As vice chairman of the Reliance-Walt Disney JV, Uday Shankar is expected to create a content engine that feeds both digital and TV and push up the value.
As the chief executive officer of Star India from 2007 to 2020, Uday Shankar took the company from Rs 1,600 crore in revenues to Rs 18,000 crore.
In 2018, when Walt Disney Company bought Star's parent Fox's entertainment assets, the India business was valued at $13-15 billion.
Shankar, 61, is part of a group of investors that now gets Star India at a valuation that analysts peg at a third of that.
Shankar would be vice-chairperson of the entertainment giant that would emerge from the coming together of Reliance Industries and Walt Disney, announced on Wednesday.

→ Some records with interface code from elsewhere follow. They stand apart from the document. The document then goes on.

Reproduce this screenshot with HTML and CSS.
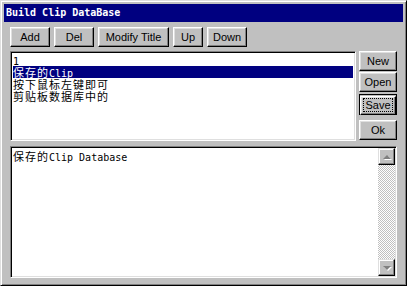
FILE: index.html
```html
<!DOCTYPE html>
<html lang="zh">
<head>
    <meta charset="UTF-8">
    <title>Build Clip DataBase</title>
    <link rel="stylesheet" href="styles.css">
</head>
<body>
    <div class="window">
        <div class="title">Build Clip DataBase</div>
        <div class="toolbar">
            <button class="btn w-add">Add</button>
            <button class="btn w-del">Del</button>
            <button class="btn w-modify">Modify Title</button>
            <button class="btn w-up">Up</button>
            <button class="btn w-down">Down</button>
        </div>
        <div class="middle">
            <div class="listbox">
                <div class="row"><span class="en">1</span></div>
                <div class="row selected">保存的<span class="en">Clip</span></div>
                <div class="row">按下鼠标左键即可</div>
                <div class="row">剪贴板数据库中的</div>
            </div>
            <div class="side">
                <button class="btn side-btn">New</button>
                <button class="btn side-btn">Open</button>
                <div class="default">
                    <button class="btn side-btn"><span class="focus">Save</span></button>
                </div>
                <button class="btn side-btn ok">Ok</button>
            </div>
        </div>
        <div class="edit">
            <div class="edit-text">保存的<span class="en">Clip Database</span></div>
            <div class="scrollbar">
                <div class="arrow"><span class="tri up"></span></div>
                <div class="track"></div>
                <div class="arrow"><span class="tri down"></span></div>
            </div>
        </div>
    </div>
</body>
</html>
```

FILE: styles.css
```css
body {
    margin: 0;
    background-color: #c0c0c0;
}
.window {
    box-sizing: border-box;
    width: 407px;
    height: 286px;
    padding: 3px;
    background-color: #c0c0c0;
    border-top: 1px solid #dfdfdf;
    border-left: 1px solid #dfdfdf;
    border-right: 1px solid #000000;
    border-bottom: 1px solid #000000;
    box-shadow: inset 1px 1px #ffffff, inset -1px -1px #808080;
    display: flex;
    flex-direction: column;
}
.title {
    height: 18px;
    background-color: #000080;
    color: #ffffff;
    font-family: "DejaVu Sans Mono", monospace;
    font-weight: bold;
    font-size: 10px;
    line-height: 18px;
    padding-left: 2px;
}
.btn {
    box-sizing: border-box;
    height: 20px;
    margin: 0;
    padding: 0;
    background-color: #c0c0c0;
    border-top: 1px solid #ffffff;
    border-left: 1px solid #ffffff;
    border-right: 1px solid #000000;
    border-bottom: 1px solid #000000;
    box-shadow: inset -1px -1px #808080, inset 1px 1px #dfdfdf;
    font-family: "Liberation Sans", Arial, sans-serif;
    font-size: 11px;
    color: #000000;
}
.toolbar {
    display: flex;
    gap: 4px;
    margin: 5px 0 0 6px;
}
.w-add { width: 40px; }
.w-del { width: 40px; }
.w-modify { width: 71px; }
.w-up { width: 30px; }
.w-down { width: 40px; }
.middle {
    display: flex;
    margin: 4px 0 0 6px;
    height: 90px;
}
.listbox {
    box-sizing: border-box;
    width: 346px;
    height: 90px;
    background-color: #ffffff;
    border-top: 1px solid #808080;
    border-left: 1px solid #808080;
    border-right: 1px solid #ffffff;
    border-bottom: 1px solid #ffffff;
    box-shadow: inset 1px 1px #000000, inset -1px -1px #dfdfdf;
    padding: 2px 2px;
    font-family: "Noto Sans CJK SC", sans-serif;
    font-size: 11px;
    letter-spacing: 1px;
}
.row {
    height: 12px;
    line-height: 12px;
    white-space: nowrap;
}
.row.selected {
    background-color: #000080;
    color: #ffffff;
}
.en {
    font-family: "DejaVu Sans Mono", monospace;
    font-size: 10px;
    letter-spacing: 0;
}
.side {
    display: flex;
    flex-direction: column;
    margin-left: 3px;
    width: 38px;
}
.side-btn {
    width: 38px;
    margin-bottom: 1px;
}
.default {
    box-sizing: border-box;
    width: 38px;
    height: 21px;
    margin-top: 1px;
    border: 1px solid #000000;
}
.default .side-btn {
    width: 36px;
    height: 19px;
    margin: 0;
}
.focus {
    outline: 1px dotted #000000;
    padding: 0 1px;
}
.ok {
    margin-top: 5px;
}
.edit {
    box-sizing: border-box;
    display: flex;
    margin: 5px 0 0 6px;
    width: 387px;
    height: 132px;
    background-color: #ffffff;
    border-top: 1px solid #808080;
    border-left: 1px solid #808080;
    border-right: 1px solid #ffffff;
    border-bottom: 1px solid #ffffff;
    box-shadow: inset 1px 1px #000000, inset -1px -1px #dfdfdf;
    padding: 1px;
}
.edit-text {
    flex: 1;
    padding: 2px 1px;
    font-family: "Noto Sans CJK SC", sans-serif;
    font-size: 11px;
    letter-spacing: 1px;
    line-height: 12px;
}
.scrollbar {
    width: 17px;
    display: flex;
    flex-direction: column;
}
.arrow {
    box-sizing: border-box;
    height: 17px;
    background-color: #c0c0c0;
    border-top: 1px solid #dfdfdf;
    border-left: 1px solid #dfdfdf;
    border-right: 1px solid #000000;
    border-bottom: 1px solid #000000;
    box-shadow: inset -1px -1px #808080, inset 1px 1px #ffffff;
    display: flex;
    align-items: center;
    justify-content: center;
}
.track {
    flex: 1;
    background: repeating-conic-gradient(#c0c0c0 0 25%, #ffffff 0 50%) 0 0 / 2px 2px;
}
.tri {
    width: 0;
    height: 0;
    border-left: 4px solid transparent;
    border-right: 4px solid transparent;
}
.tri.up {
    border-bottom: 4px solid #808080;
    filter: drop-shadow(1px 1px 0 #ffffff);
}
.tri.down {
    border-top: 4px solid #808080;
    filter: drop-shadow(1px 1px 0 #ffffff);
}
```
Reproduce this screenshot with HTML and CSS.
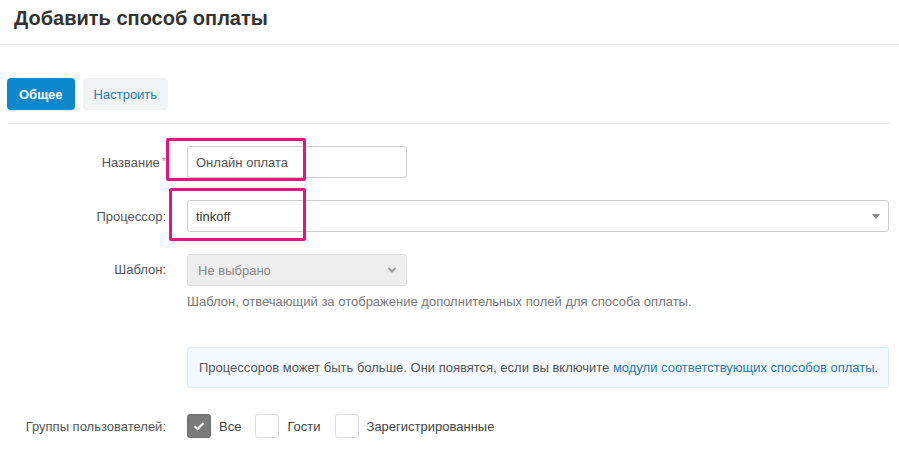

“The most striking thing at this juncture is the price,” says Daoud Jackson, senior analyst, media and entertainment, at UK-based Omdia.
“If you had asked two years ago the price of Disney's India operations, it might have been around four times. This is a rapid turnaround to being worth less than $5 billion dollars.”

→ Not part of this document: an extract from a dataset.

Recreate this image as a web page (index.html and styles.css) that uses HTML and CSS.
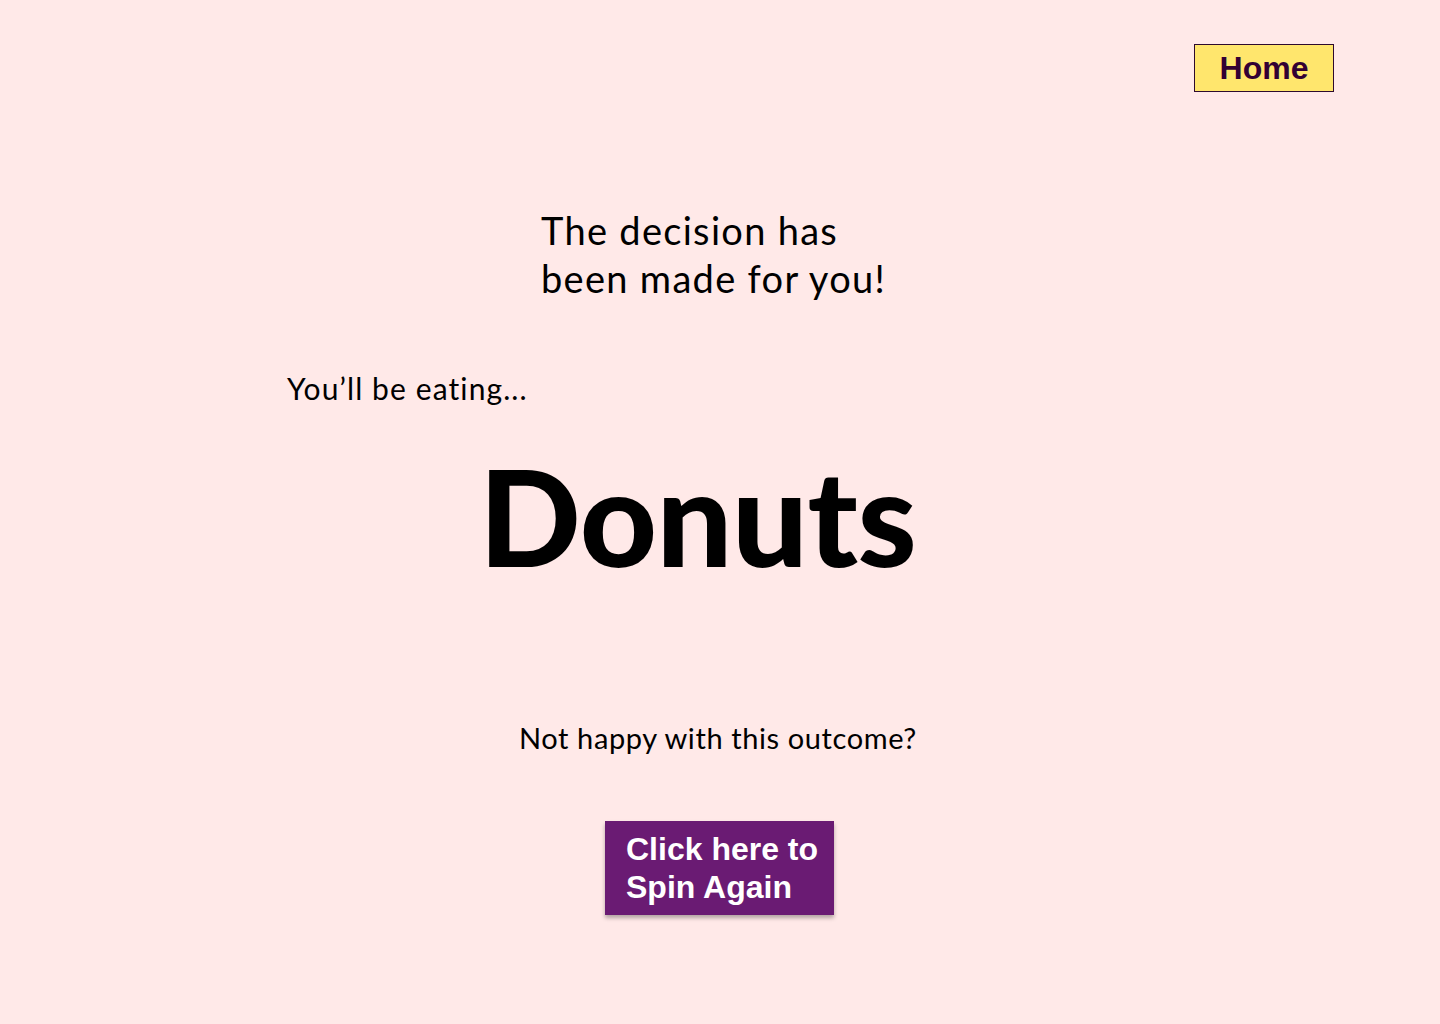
FILE: index.html
```html
<!DOCTYPE html>
<html lang="en">
<head>
<meta charset="utf-8">
<title>Decision</title>
<link rel="stylesheet" href="styles.css">
</head>
<body>
<header class="topbar">
  <a class="home-btn" href="#">Home</a>
</header>
<main class="result">
  <h1 class="decision">The decision has<br>been made for you!</h1>
  <p class="eating">You’ll be eating...</p>
  <h2 class="food">Donuts</h2>
  <p class="unhappy">Not happy with this outcome?</p>
  <a class="spin-btn" href="#">Click here to<br>Spin Again</a>
</main>
</body>
</html>
```
FILE: styles.css
```css
html, body {
  margin: 0;
  padding: 0;
}
body {
  background: #ffe9e8;
  width: 1440px;
  height: 1024px;
  overflow: hidden;
  font-family: "Lato", "Noto Sans", sans-serif;
  color: #000;
}
.topbar {
  display: flex;
  justify-content: flex-end;
  padding: 44px 106px 0 0;
}
.home-btn {
  display: flex;
  align-items: center;
  justify-content: center;
  width: 138px;
  height: 46px;
  background: #ffe66d;
  border: 1px solid #2d0a2e;
  color: #330033;
  font-family: "Liberation Sans", Arial, sans-serif;
  font-weight: bold;
  font-size: 32px;
  text-decoration: none;
}
.result {
  display: flex;
  flex-direction: column;
}
.decision {
  margin: 114px 0 0 541px;
  font-weight: 400;
  font-size: 38px;
  line-height: 48px;
  letter-spacing: 1.3px;
}
.eating {
  margin: 68px 0 0 287px;
  font-size: 30px;
  line-height: 36px;
  letter-spacing: 1.1px;
}
.food {
  margin: 40px 0 0 479px;
  font-family: "Lato", sans-serif;
  font-weight: 900;
  font-size: 134px;
  line-height: 140px;
  letter-spacing: -0.5px;
}
.unhappy {
  margin: 134px 0 0 519px;
  font-size: 29px;
  line-height: 36px;
  letter-spacing: 0.6px;
}
.spin-btn {
  align-self: flex-start;
  margin: 65px 0 0 605px;
  box-sizing: border-box;
  width: 229px;
  height: 94px;
  padding: 9px 0 0 21px;
  background: #6a1b73;
  color: #fff;
  font-family: "Liberation Sans", Arial, sans-serif;
  font-weight: bold;
  font-size: 32px;
  line-height: 38px;
  text-decoration: none;
  box-shadow: 0 3px 4px rgba(0,0,0,0.3);
}
```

The press release announcing the deal pegs the post-money value of the merged entity at $8.5 billion. However, it is not clear what portion of it is for Star India.

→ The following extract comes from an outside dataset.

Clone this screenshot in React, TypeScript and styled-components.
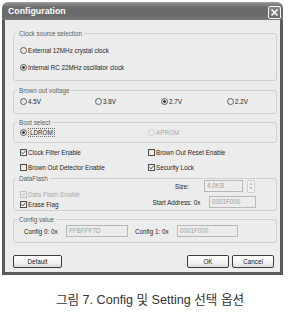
import React from 'react';
import styled, { createGlobalStyle, css } from 'styled-components';

const GlobalStyle = createGlobalStyle`
  html, body { margin: 0; padding: 0; background: #ffffff; }
  body { font-family: "Liberation Sans", Arial, sans-serif; }
  * { box-sizing: border-box; }
`;

const Page = styled.div`
  width: 290px;
  height: 313px;
  display: flex;
  flex-direction: column;
`;

const Window = styled.div`
  width: 281px;
  height: 273px;
  margin: 2px 0 0 2px;
  display: flex;
  flex-direction: column;
`;

const TitleBar = styled.div`
  height: 18px;
  flex: none;
  display: flex;
  align-items: center;
  justify-content: space-between;
  padding: 0 2px 0 6px;
  border-radius: 6px 6px 0 0;
  background: linear-gradient(to bottom, #a4a4a4 0px, #848484 2px, #6c6c6c 6px, #686868 12px, #767676 18px);
`;

const Title = styled.span`
  color: #ffffff;
  font-size: 8.8px;
  font-weight: bold;
`;

const CloseButton = styled.div`
  width: 13px;
  height: 13px;
  margin-top: 3px;
  border: 1px solid #f2f2f2;
  border-radius: 2px;
  background: linear-gradient(#8a8a8a, #6a6a6a);
  display: flex;
  align-items: center;
  justify-content: center;
`;

const Body = styled.div`
  flex: 1;
  display: flex;
  flex-direction: column;
  padding: 13px 3px 0 8px;
  background: #ececec;
  border: 3px solid #5a5a5a;
  border-top: none;
  font-size: 6.3px;
  color: #262626;
`;

const Group = styled.div<{ $h: number; $mt?: number; $pt: number; $pl?: number }>`
  position: relative;
  height: ${p => p.$h}px;
  margin-top: ${p => p.$mt ?? 0}px;
  padding: ${p => p.$pt}px 0 0 ${p => p.$pl ?? 6}px;
  border: 1px solid #d0d0d0;
  border-radius: 3px;
`;

const Legend = styled.span`
  position: absolute;
  top: -5px;
  left: 3px;
  padding: 0 2px;
  line-height: 9px;
  background: #ececec;
  color: #5e5e5e;
`;

const Stack = styled.div<{ $gap: number }>`
  display: flex;
  flex-direction: column;
  gap: ${p => p.$gap}px;
`;

const Columns = styled.div<{ $cols: string; $mt?: number; $pl?: number }>`
  display: grid;
  grid-template-columns: ${p => p.$cols};
  margin-top: ${p => p.$mt ?? 0}px;
  padding-left: ${p => p.$pl ?? 0}px;
`;

const Option = styled.div<{ $disabled?: boolean }>`
  height: 10px;
  display: flex;
  align-items: center;
  gap: 1px;
  white-space: nowrap;
  color: ${p => (p.$disabled ? '#ababab' : '#262626')};
`;

const Radio = styled.span<{ $on?: boolean; $disabled?: boolean }>`
  width: 7px;
  height: 7px;
  flex: none;
  border-radius: 50%;
  border: 1px solid ${p => (p.$disabled ? '#cdcdcd' : '#5f5f5f')};
  background: ${p => (p.$disabled ? '#ececec' : 'linear-gradient(135deg, #d6d6d6, #ffffff)')};
  ${p =>
    p.$on &&
    css`
      background: radial-gradient(circle, #3a3a3a 0 1.2px, #cfcfcf 1.5px, #fbfbfb 2.6px);
    `}
`;

const Box = styled.span<{ $disabled?: boolean }>`
  width: 7px;
  height: 7px;
  flex: none;
  display: flex;
  align-items: center;
  justify-content: center;
  border: 1px solid ${p => (p.$disabled ? '#c4c4c4' : '#4e4e4e')};
  background: ${p => (p.$disabled ? '#ececec' : 'linear-gradient(135deg, #dcdcdc, #ffffff)')};
`;

const Focus = styled.span`
  display: inline-block;
  height: 9px;
  padding: 0 1px;
  line-height: 7px;
  border: 1px dotted #6a6a6a;
`;

const FlashLayout = styled.div`
  display: flex;
  justify-content: space-between;
  padding-right: 20px;
`;

const FieldRows = styled.div`
  display: flex;
  flex-direction: column;
  gap: 4px;
  margin-top: -9px;
`;

const FieldRow = styled.div`
  height: 12px;
  display: flex;
  align-items: center;
`;

const Label = styled.span<{ $w: number; $right?: boolean; $ml?: number }>`
  width: ${p => p.$w}px;
  margin-left: ${p => p.$ml ?? 0}px;
  flex: none;
  white-space: nowrap;
  text-align: ${p => (p.$right ? 'right' : 'left')};
`;

const Input = styled.div<{ $w: number; $ml?: number }>`
  width: ${p => p.$w}px;
  height: 12px;
  margin-left: ${p => p.$ml ?? 0}px;
  flex: none;
  padding-left: 2px;
  line-height: 10px;
  border: 1px solid #b8b8b8;
  background: #ececec;
  color: #a2a2a2;
  white-space: nowrap;
`;

const Spinner = styled.div`
  width: 8px;
  height: 13px;
  margin-left: 4px;
  flex: none;
  display: flex;
  flex-direction: column;
  align-items: center;
  justify-content: space-around;
  border: 1px solid #cfcfcf;
  border-radius: 1px;
  background: #f1f1f1;
`;

const ButtonRow = styled.div`
  display: flex;
  justify-content: space-between;
  margin-top: 12px;
  padding-right: 3px;
`;

const ButtonGroup = styled.div`
  display: flex;
  gap: 3px;
`;

const Button = styled.div<{ $w: number }>`
  width: ${p => p.$w}px;
  height: 13px;
  display: flex;
  align-items: center;
  justify-content: center;
  border: 1px solid #3c3c3c;
  border-radius: 2px;
  background: linear-gradient(#ffffff, #f2f2f2 60%, #dcdcdc);
  color: #222222;
`;

const Caption = styled.div`
  margin-top: 18px;
  padding-left: 10px;
  width: 290px;
  text-align: center;
  font-family: "Liberation Sans", "Noto Sans CJK KR", sans-serif;
  font-size: 12.6px;
  line-height: 14px;
  color: #333333;
`;

const Check = ({ disabled }: { disabled?: boolean }) => (
  <svg width="5" height="5" viewBox="0 0 5 5">
    <path d="M0.6 2.4 L2 3.8 L4.5 0.9" fill="none" stroke={disabled ? '#b4b4b4' : '#3a3a3a'} strokeWidth="0.9" />
  </svg>
);

const Arrow = ({ up }: { up?: boolean }) => (
  <svg width="4" height="3" viewBox="0 0 4 3">
    <path d={up ? 'M0 3 L2 0.6 L4 3 Z' : 'M0 0 L2 2.4 L4 0 Z'} fill="#c4c4c4" />
  </svg>
);

type OptProps = { label: React.ReactNode; on?: boolean; disabled?: boolean };

const RadioOption = ({ label, on, disabled }: OptProps) => (
  <Option $disabled={disabled}>
    <Radio $on={on} $disabled={disabled} />
    {label}
  </Option>
);

const CheckOption = ({ label, on, disabled }: OptProps) => (
  <Option $disabled={disabled}>
    <Box $disabled={disabled}>{on && <Check disabled={disabled} />}</Box>
    {label}
  </Option>
);

const App = () => {
  return (
    <Page>
      <GlobalStyle />
      <Window>
        <TitleBar>
          <Title>Configuration</Title>
          <CloseButton>
            <svg width="9" height="9" viewBox="0 0 9 9">
              <path d="M1.5 1.5 L7.5 7.5 M7.5 1.5 L1.5 7.5" stroke="#ffffff" strokeWidth="1.6" />
            </svg>
          </CloseButton>
        </TitleBar>
        <Body>
          <Group $h={48} $pt={11}>
            <Legend>Clock source selection</Legend>
            <Stack $gap={7}>
              <RadioOption label="External 12MHz crystal clock" />
              <RadioOption label="Internal RC 22MHz oscillator clock" on />
            </Stack>
          </Group>

          <Group $h={24} $mt={9} $pt={5}>
            <Legend>Brown out voltage</Legend>
            <Columns $cols="75px 66px 66px auto">
              <RadioOption label="4.5V" />
              <RadioOption label="3.8V" />
              <RadioOption label="2.7V" on />
              <RadioOption label="2.2V" />
            </Columns>
          </Group>

          <Group $h={21} $mt={8} $pt={4}>
            <Legend>Boot select</Legend>
            <Columns $cols="128px auto">
              <RadioOption label={<Focus>LDROM</Focus>} on />
              <RadioOption label="APROM" disabled />
            </Columns>
          </Group>

          <Columns $cols="128px auto" $mt={4} $pl={7}>
            <Stack $gap={5}>
              <CheckOption label="Clock Filter Enable" on />
              <CheckOption label="Brown Out Detector Enable" />
            </Stack>
            <Stack $gap={5}>
              <CheckOption label="Brown Out Reset Enable" />
              <CheckOption label="Security Lock" on />
            </Stack>
          </Columns>

          <Group $h={33} $mt={6} $pt={10}>
            <Legend>DataFlash</Legend>
            <FlashLayout>
              <Stack $gap={0}>
                <CheckOption label="Data Flash Enable" on disabled />
                <CheckOption label="Erase Flag" on />
              </Stack>
              <FieldRows>
                <FieldRow>
                  <Label $w={43} $right>Size:</Label>
                  <Input $w={39} $ml={15}>4.0KB</Input>
                  <Spinner>
                    <Arrow up />
                    <Arrow />
                  </Spinner>
                </FieldRow>
                <FieldRow>
                  <Label $w={46} $right>Start Address:</Label>
                  <Label $w={17}>&nbsp;0x</Label>
                  <Input $w={47}>0001F000</Input>
                </FieldRow>
              </FieldRows>
            </FlashLayout>
          </Group>

          <Group $h={24} $mt={8} $pt={5} $pl={10}>
            <Legend>Config value</Legend>
            <FieldRow>
              <Label $w={42}>Config 0: 0x</Label>
              <Input $w={62}>FFBFFF7D</Input>
              <Label $w={42} $ml={7}>Config 1: 0x</Label>
              <Input $w={61}>0001F000</Input>
            </FieldRow>
          </Group>

          <ButtonRow>
            <Button $w={49}>Default</Button>
            <ButtonGroup>
              <Button $w={42}>OK</Button>
              <Button $w={42}>Cancel</Button>
            </ButtonGroup>
          </ButtonRow>
        </Body>
      </Window>
      <Caption>그림 7. Config 및 Setting 선택 옵션</Caption>
    </Page>
  );
};

export default App;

The second striking thing is the level of consolidation it creates.
The broadcast, digital, and studio assets of Disney-Star include Star Plus and 70 other channels, a large pay-streaming app in Disney+Hotstar, and movies such as Neerja and Brahmastra.
Combine these with the 58 news, entertainment, digital brands, and films from Network18 and its subsidiary, Viacom18 (Colors, Moneycontrol, Drishyam 2, OMG2).
You have a media conglomerate that would have a 32 per cent share of all TV viewership in India.
If Voot, JioCinema and Disney+Hotstar are merged into one entertainment app, the resulting streaming service will be at 255 million unique visitors (see chart). That is about half the India reach of the world's largest streaming app, Google's YouTube.
“The whole narrative will change from TV is dying to TV-plus-digital is the future,” says an industry observer.
He reckons Shankar will do what he did at Star -- create a content engine that feeds both digital and TV and push up the value.
Note that TV gets four times the ad rates digital does. With its dominance of linear (traditional) television and digital, the Reliance-Disney duo is well placed to leverage the rise of smart TVs (connected to internet broadband), which is now bringing rates for streaming as well.
How would the Competition Commission of India react? Many within and outside the firms say Reliance and Disney would have thought this through.
It might mean creating a holding company structure or paring down businesses. For example, both Viacom18 and Disney Star are strong in Marathi, Hindi, and Kannada television.
This, analysts say, could lead to rationalisation. “Some of the antitrust concerns seemed to have abated, but they can reappear,” says Jackson.
If it goes through, the Reliance-Disney combination would worry as well as thrill advertisers.
The thought of the combined synergies of the firm that owns both the digital and linear TV rights for, say, the Indian Premier League is exciting. But it will make both TV and digital a sellers' market.
Fragmentation has meant that the media space in India has been a buyer's market for long.
As a result, the Rs 2.1 trillion Indian media and entertainment business has been high on potential and low on investor returns.
The per-unit monetisation of everything from ad seconds to per subscriber revenues here are among the lowest in the world.
“Average revenues per user and revenue remain low by global standards, which also contributes to the volatility we have seen. If this deal goes through, it may help to puncture some of that volatility,” says Jackson.
Will it create wealth and improve investor returns? That will become clear when the JV raises its next round of capital.